Kampanye Presiden Barack Obama untuk mengurangi kasus kekerasan akibat senjata setelah terjadinya pembantaian di sekolah dasar Sandy Hook, Newtown, dihadang Senat Amerika Serikat. Dalam sidang Rabu 17 April 2013, Senat menolak rencana untuk memperluas pemeriksaan latar belakang untuk pembeli senjata.

Dalam pemungutan suara di Senat, regulasi baru itu mendapatkan suara 54-46, kurang enam dari 60 suara yang dibutuhkan untuk disetujui badan perwakilan ini. Dalam proposal yang diajukan ke Senat, Obama meminta perluasan pemeriksaan latar belakang untuk pembelian senjata. Termasuk untuk mereka yang membeli senjata secara online atau di acara pameran.

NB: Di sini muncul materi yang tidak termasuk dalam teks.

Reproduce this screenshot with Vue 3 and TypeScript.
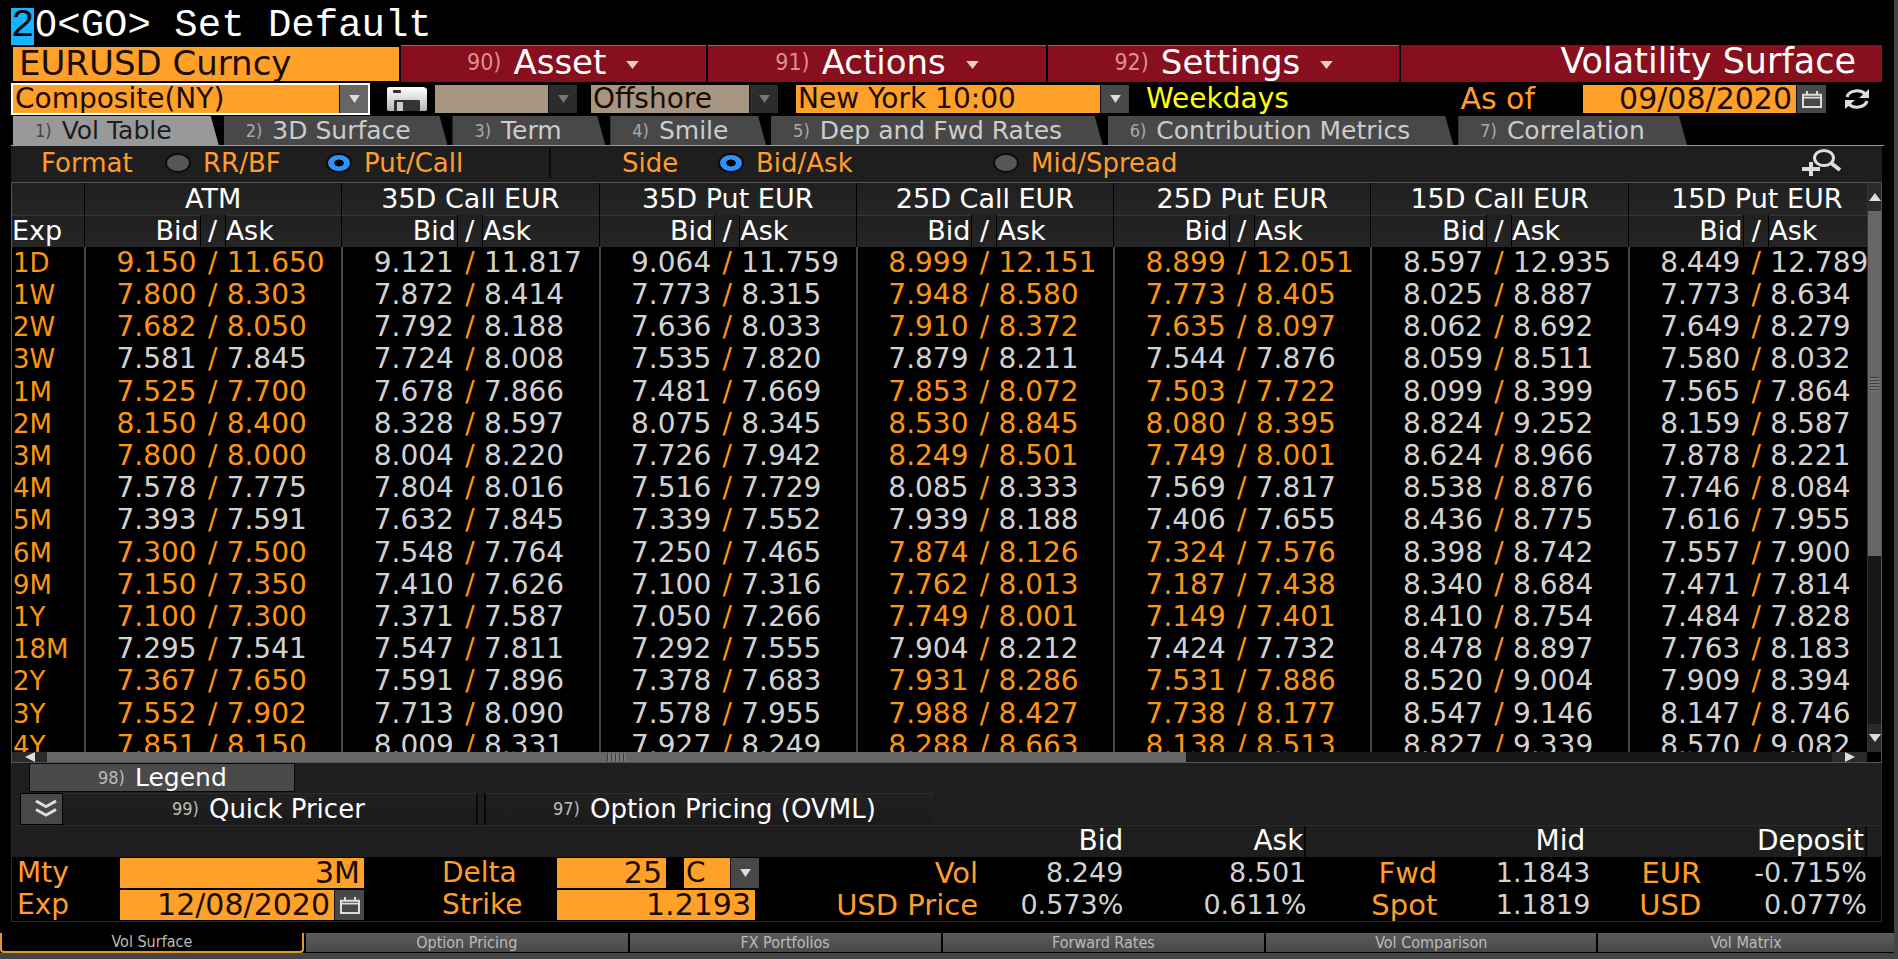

Langkah-langkah lain yang didukung Obama --termasuk usulan untuk melarang senjata serbu- juga gagal dalam serangkaian penilaian Senat. Perkembangan ini mencerminkan keengganan Senator untuk mengubah regulasi itu, selain menunjukkan kuatnya kekuatan politik pembela hak-hak untuk memiliki senjata, yaitu Asosiasi Senapan Nasional.

Di luar dua usulan itu, Senat juga menolak dengan suara 52-48, kurang delapan dari 60 suara yang dibutuhkan, atas amandemen Undang Undang Kontrol Senjata yang ada saat ini. Melalui amandemen itu, senator Chuck Grassley mengusulkan agar regulasi baru hanya fokus pada penuntutan kejahatan menggunakan senjata, ditingkatkannya catatan kesehatan mental bagi pemilik senjata, dan mendanai langkah-langkah pengamanan sekolah yang lebih baik.

Di masyarakat yang dengan mudah mendapat senjata perang otomatis dan senapan serbu dengan dengan harga beberapa ratus dolar atau petunjuk pembuatan bom dibeberkan di internet serta mudah di akses oleh siapa saja, maka sudah tidak ada tempat aman bagi warga dan aksi tembakan atau serangan teroris mudah terjadi. Kondisi ini hanya akan meninggalkan kesedihan bagi keluarga korban dan hadirnya pejabat di acara peringatan insiden berdarah serta kian maraknya senjata di tengah masyarakat Amerika.